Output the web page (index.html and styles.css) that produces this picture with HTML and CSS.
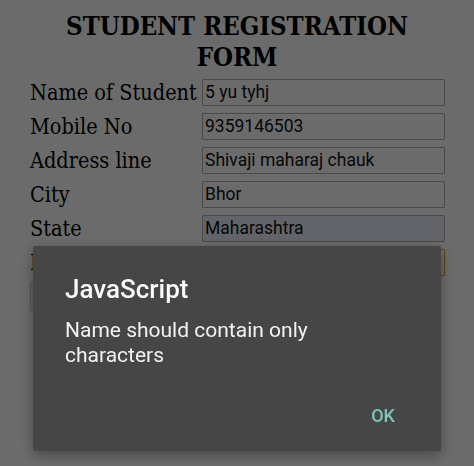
FILE: index.html
```html
<!doctype html>
<html lang="en">

<head>
    <meta charset="UTF-8">
    <title>Student Registration Form</title>
    <link rel="stylesheet" href="styles.css">
</head>

<body>
    <div class="page">
        <h1 class="form-title">STUDENT REGISTRATION FORM</h1>
        <form class="reg-form">
            <table class="reg-table">
                <tr>
                    <td class="label">Name of Student</td>
                    <td><input type="text" class="field" value="5 yu tyhj"></td>
                </tr>
                <tr>
                    <td class="label">Mobile No</td>
                    <td><input type="text" class="field" value="9359146503"></td>
                </tr>
                <tr>
                    <td class="label">Address line</td>
                    <td><input type="text" class="field" value="Shivaji maharaj chauk"></td>
                </tr>
                <tr>
                    <td class="label">City</td>
                    <td><input type="text" class="field" value="Bhor"></td>
                </tr>
                <tr>
                    <td class="label">State</td>
                    <td><input type="text" class="field autofill" value="Maharashtra"></td>
                </tr>
                <tr>
                    <td class="label">Email</td>
                    <td><input type="text" class="field focused" value=""></td>
                </tr>
                <tr>
                    <td class="label"><span class="submit"></span></td>
                    <td></td>
                </tr>
            </table>
        </form>
    </div>

    <!-- alert() dialog over a dimmed page -->
    <div class="scrim"></div>
    <div class="dialog" role="alertdialog">
        <h2 class="dialog-title">JavaScript</h2>
        <p class="dialog-msg">Name should contain only characters</p>
        <div class="dialog-actions">
            <button type="button" class="dialog-ok">OK</button>
        </div>
    </div>
</body>

</html>
```

FILE: styles.css
```css
@charset "UTF-8";
*,
*:after,
*:before {
    box-sizing: border-box;
    padding: 0;
    margin: 0;
}

body {
    background: #fff;
    font-family: "DejaVu Serif", serif;
    font-stretch: condensed;
    color: #000;
    width: 474px;
    height: 466px;
    overflow: hidden;
}

.page {
    padding-top: 11px;
}

.form-title {
    font-weight: bold;
    font-size: 25.5px;
    line-height: 31px;
    text-align: center;
    width: 380px;
    margin: 0 auto 2px;
}

.reg-table {
    width: 416px;
    margin: 0 auto;
    border-collapse: collapse;
}

.reg-table td {
    height: 34px;
    padding: 0;
    vertical-align: middle;
}

.label {
    font-size: 21.5px;
    white-space: nowrap;
    padding-left: 1px !important;
}

.field {
    display: block;
    margin-left: auto;
    width: 243px;
    height: 27px;
    padding: 0 2px;
    font: 17.5px "Roboto", sans-serif;
    color: #111;
    background: #fff;
    border: 1px solid #b0b0b0;
    border-radius: 1px;
    outline: none;
}

.autofill {
    background: #e9effc;
}

.focused {
    border: 1px solid #e3a418;
}

.submit {
    display: block;
    width: 80px;
    height: 29px;
    background: #f2f2f2;
    border: 1px solid #cfcfcf;
}

.scrim {
    position: fixed;
    inset: 0;
    background: rgba(0, 0, 0, 0.58);
}

.dialog {
    position: fixed;
    left: 33px;
    top: 246px;
    width: 408px;
    height: 205px;
    background: #464646;
    border-radius: 2px;
    box-shadow: 0 4px 14px rgba(0, 0, 0, 0.35);
    font-family: "Roboto", sans-serif;
    font-stretch: normal;
    color: #fafafa;
    padding: 28px 32px 0;
    display: flex;
    flex-direction: column;
}

.dialog-title {
    font-size: 26px;
    font-weight: 500;
    line-height: 30px;
}

.dialog-msg {
    font-size: 21px;
    line-height: 25px;
    margin-top: 14px;
    width: 290px;
    color: #f2f2f2;
}

.dialog-actions {
    margin-top: auto;
    display: flex;
    justify-content: flex-end;
    padding: 0 14px 25px 0;
}

.dialog-ok {
    font: 500 18px "Roboto", sans-serif;
    color: #7fc4b9;
    background: none;
    border: none;
}
```
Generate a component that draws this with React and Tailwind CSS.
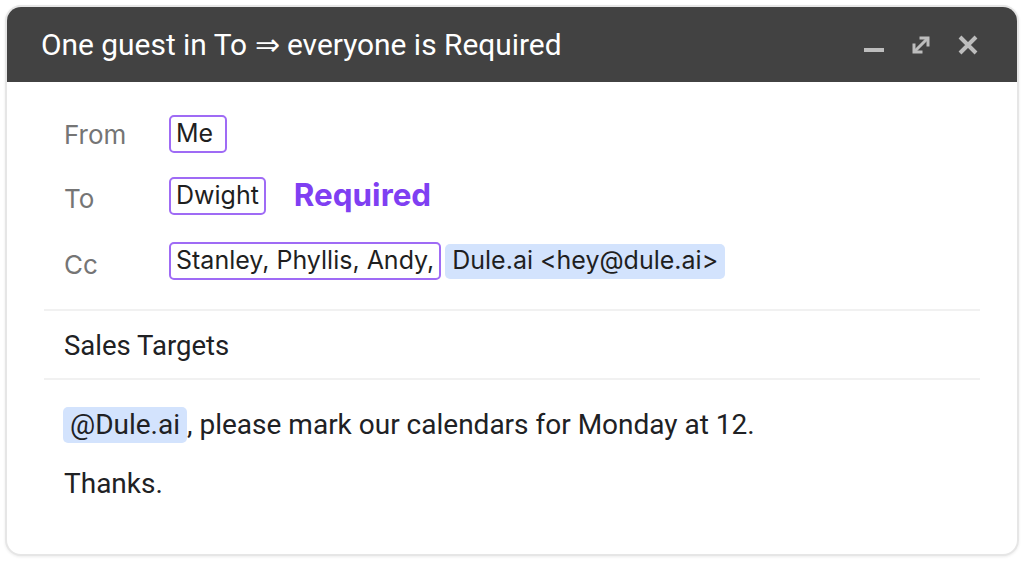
import React from "react";

export default function App() {
  return (
    <div className="w-[1024px] h-[561px] bg-white p-[5px]" style={{ fontFamily: "Roboto, sans-serif" }}>
      <div className="w-[1014px] h-[551px] rounded-[16px] border-2 border-[#e6e6e6] bg-white overflow-hidden flex flex-col shadow-[0_1px_3px_rgba(0,0,0,0.08)]">
        <div className="h-[75px] bg-[#424242] flex items-center pl-[34px] pr-[38px] shrink-0">
          <div className="text-white text-[29.9px] leading-none flex-1 pt-[1px]">One guest in To ⇒ everyone is Required</div>
          <div className="flex items-center gap-[24px]">
            <svg width="22" height="22" viewBox="0 0 22 22"><rect x="1" y="14" width="20" height="4" fill="#bdbdbd" /></svg>
            <svg width="24" height="24" viewBox="0 0 24 24" fill="none" stroke="#bdbdbd" strokeWidth="3">
              <path d="M5 19 L19 5" />
              <path d="M12 5 H19 V12" strokeLinecap="square" />
              <path d="M12 19 H5 V12" strokeLinecap="square" />
            </svg>
            <svg width="22" height="22" viewBox="0 0 22 22" fill="none" stroke="#bdbdbd" strokeWidth="4">
              <path d="M3 3 L19 19 M19 3 L3 19" />
            </svg>
          </div>
        </div>
        <div className="flex flex-col px-[37px] pt-[33px]">
          <div className="flex flex-col gap-[24px] pl-[20px]" style={{ fontFamily: "Inter, sans-serif" }}>
            <div className="flex items-center h-[38px]">
              <div className="w-[105px] text-[26px] text-[#757575]">From</div>
              <div className="h-[38px] px-[5px] border-2 border-[#9f6bf5] rounded-[5px] text-[25px] text-[#1f1f1f] flex items-center">Me&nbsp;</div>
            </div>
            <div className="flex items-center h-[38px]">
              <div className="w-[105px] text-[26px] text-[#757575] pt-[5px]">To</div>
              <div className="h-[38px] px-[5px] border-2 border-[#9f6bf5] rounded-[5px] text-[25px] text-[#1f1f1f] flex items-center">Dwight</div>
              <div className="ml-[28px] text-[31.4px] font-bold text-[#7f3ff2]">Required</div>
            </div>
            <div className="flex items-center h-[38px] mt-[3px]">
              <div className="w-[105px] text-[26px] text-[#757575] pt-[7px]">Cc</div>
              <div className="h-[38px] px-[5px] border-2 border-[#9f6bf5] rounded-[5px] text-[25px] text-[#1f1f1f] flex items-center">Stanley, Phyllis, Andy,</div>
              <div className="ml-[4px] h-[35px] px-[7px] bg-[#d3e3fd] rounded-[5px] text-[25px] text-[#1f1f1f] flex items-center">Dule.ai &lt;hey@dule.ai&gt;</div>
            </div>
          </div>
          <div className="mt-[29px] border-t-2 border-[#f1f1f1]" />
          <div className="h-[67px] flex items-center pl-[20px] text-[27.5px] text-[#202124] pt-[3px]">Sales Targets</div>
          <div className="border-t-2 border-[#f1f1f1]" />
          <div className="pl-[20px] pt-[26px] text-[28px] text-[#202124]">
            <div className="flex items-center h-[36px] mt-[1px]">
              <span className="bg-[#d3e3fd] rounded-[5px] h-[36px] px-[7px] flex items-center -ml-[1px]">@Dule.ai</span>
              <span>, please mark our calendars for Monday at 12.</span>
            </div>
            <div className="mt-[20px]">Thanks.</div>
          </div>
        </div>
      </div>
    </div>
  );
}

WHAT TO WORK ON — Exactly reproduce each record, leaving out any pictures.

SOLUTION TO THIS TASK —
Output the web page (index.html and styles.css) that produces this picture with HTML and CSS.
FILE: index.html
```html
<!doctype html>
<html lang="en">

<head>
    <meta charset="UTF-8">
    <title>Student Registration Form</title>
    <link rel="stylesheet" href="styles.css">
</head>

<body>
    <div class="page">
        <h1 class="form-title">STUDENT REGISTRATION FORM</h1>
        <form class="reg-form">
            <table class="reg-table">
                <tr>
                    <td class="label">Name of Student</td>
                    <td><input type="text" class="field" value="5 yu tyhj"></td>
                </tr>
                <tr>
                    <td class="label">Mobile No</td>
                    <td><input type="text" class="field" value="9359146503"></td>
                </tr>
                <tr>
                    <td class="label">Address line</td>
                    <td><input type="text" class="field" value="Shivaji maharaj chauk"></td>
                </tr>
                <tr>
                    <td class="label">City</td>
                    <td><input type="text" class="field" value="Bhor"></td>
                </tr>
                <tr>
                    <td class="label">State</td>
                    <td><input type="text" class="field autofill" value="Maharashtra"></td>
                </tr>
                <tr>
                    <td class="label">Email</td>
                    <td><input type="text" class="field focused" value=""></td>
                </tr>
                <tr>
                    <td class="label"><span class="submit"></span></td>
                    <td></td>
                </tr>
            </table>
        </form>
    </div>

    <!-- alert() dialog over a dimmed page -->
    <div class="scrim"></div>
    <div class="dialog" role="alertdialog">
        <h2 class="dialog-title">JavaScript</h2>
        <p class="dialog-msg">Name should contain only characters</p>
        <div class="dialog-actions">
            <button type="button" class="dialog-ok">OK</button>
        </div>
    </div>
</body>

</html>
```

FILE: styles.css
```css
@charset "UTF-8";
*,
*:after,
*:before {
    box-sizing: border-box;
    padding: 0;
    margin: 0;
}

body {
    background: #fff;
    font-family: "DejaVu Serif", serif;
    font-stretch: condensed;
    color: #000;
    width: 474px;
    height: 466px;
    overflow: hidden;
}

.page {
    padding-top: 11px;
}

.form-title {
    font-weight: bold;
    font-size: 25.5px;
    line-height: 31px;
    text-align: center;
    width: 380px;
    margin: 0 auto 2px;
}

.reg-table {
    width: 416px;
    margin: 0 auto;
    border-collapse: collapse;
}

.reg-table td {
    height: 34px;
    padding: 0;
    vertical-align: middle;
}

.label {
    font-size: 21.5px;
    white-space: nowrap;
    padding-left: 1px !important;
}

.field {
    display: block;
    margin-left: auto;
    width: 243px;
    height: 27px;
    padding: 0 2px;
    font: 17.5px "Roboto", sans-serif;
    color: #111;
    background: #fff;
    border: 1px solid #b0b0b0;
    border-radius: 1px;
    outline: none;
}

.autofill {
    background: #e9effc;
}

.focused {
    border: 1px solid #e3a418;
}

.submit {
    display: block;
    width: 80px;
    height: 29px;
    background: #f2f2f2;
    border: 1px solid #cfcfcf;
}

.scrim {
    position: fixed;
    inset: 0;
    background: rgba(0, 0, 0, 0.58);
}

.dialog {
    position: fixed;
    left: 33px;
    top: 246px;
    width: 408px;
    height: 205px;
    background: #464646;
    border-radius: 2px;
    box-shadow: 0 4px 14px rgba(0, 0, 0, 0.35);
    font-family: "Roboto", sans-serif;
    font-stretch: normal;
    color: #fafafa;
    padding: 28px 32px 0;
    display: flex;
    flex-direction: column;
}

.dialog-title {
    font-size: 26px;
    font-weight: 500;
    line-height: 30px;
}

.dialog-msg {
    font-size: 21px;
    line-height: 25px;
    margin-top: 14px;
    width: 290px;
    color: #f2f2f2;
}

.dialog-actions {
    margin-top: auto;
    display: flex;
    justify-content: flex-end;
    padding: 0 14px 25px 0;
}

.dialog-ok {
    font: 500 18px "Roboto", sans-serif;
    color: #7fc4b9;
    background: none;
    border: none;
}
```
Generate a component that draws this with React and Tailwind CSS.
import React from "react";

export default function App() {
  return (
    <div className="w-[1024px] h-[561px] bg-white p-[5px]" style={{ fontFamily: "Roboto, sans-serif" }}>
      <div className="w-[1014px] h-[551px] rounded-[16px] border-2 border-[#e6e6e6] bg-white overflow-hidden flex flex-col shadow-[0_1px_3px_rgba(0,0,0,0.08)]">
        <div className="h-[75px] bg-[#424242] flex items-center pl-[34px] pr-[38px] shrink-0">
          <div className="text-white text-[29.9px] leading-none flex-1 pt-[1px]">One guest in To ⇒ everyone is Required</div>
          <div className="flex items-center gap-[24px]">
            <svg width="22" height="22" viewBox="0 0 22 22"><rect x="1" y="14" width="20" height="4" fill="#bdbdbd" /></svg>
            <svg width="24" height="24" viewBox="0 0 24 24" fill="none" stroke="#bdbdbd" strokeWidth="3">
              <path d="M5 19 L19 5" />
              <path d="M12 5 H19 V12" strokeLinecap="square" />
              <path d="M12 19 H5 V12" strokeLinecap="square" />
            </svg>
            <svg width="22" height="22" viewBox="0 0 22 22" fill="none" stroke="#bdbdbd" strokeWidth="4">
              <path d="M3 3 L19 19 M19 3 L3 19" />
            </svg>
          </div>
        </div>
        <div className="flex flex-col px-[37px] pt-[33px]">
          <div className="flex flex-col gap-[24px] pl-[20px]" style={{ fontFamily: "Inter, sans-serif" }}>
            <div className="flex items-center h-[38px]">
              <div className="w-[105px] text-[26px] text-[#757575]">From</div>
              <div className="h-[38px] px-[5px] border-2 border-[#9f6bf5] rounded-[5px] text-[25px] text-[#1f1f1f] flex items-center">Me&nbsp;</div>
            </div>
            <div className="flex items-center h-[38px]">
              <div className="w-[105px] text-[26px] text-[#757575] pt-[5px]">To</div>
              <div className="h-[38px] px-[5px] border-2 border-[#9f6bf5] rounded-[5px] text-[25px] text-[#1f1f1f] flex items-center">Dwight</div>
              <div className="ml-[28px] text-[31.4px] font-bold text-[#7f3ff2]">Required</div>
            </div>
            <div className="flex items-center h-[38px] mt-[3px]">
              <div className="w-[105px] text-[26px] text-[#757575] pt-[7px]">Cc</div>
              <div className="h-[38px] px-[5px] border-2 border-[#9f6bf5] rounded-[5px] text-[25px] text-[#1f1f1f] flex items-center">Stanley, Phyllis, Andy,</div>
              <div className="ml-[4px] h-[35px] px-[7px] bg-[#d3e3fd] rounded-[5px] text-[25px] text-[#1f1f1f] flex items-center">Dule.ai &lt;hey@dule.ai&gt;</div>
            </div>
          </div>
          <div className="mt-[29px] border-t-2 border-[#f1f1f1]" />
          <div className="h-[67px] flex items-center pl-[20px] text-[27.5px] text-[#202124] pt-[3px]">Sales Targets</div>
          <div className="border-t-2 border-[#f1f1f1]" />
          <div className="pl-[20px] pt-[26px] text-[28px] text-[#202124]">
            <div className="flex items-center h-[36px] mt-[1px]">
              <span className="bg-[#d3e3fd] rounded-[5px] h-[36px] px-[7px] flex items-center -ml-[1px]">@Dule.ai</span>
              <span>, please mark our calendars for Monday at 12.</span>
            </div>
            <div className="mt-[20px]">Thanks.</div>
          </div>
        </div>
      </div>
    </div>
  );
}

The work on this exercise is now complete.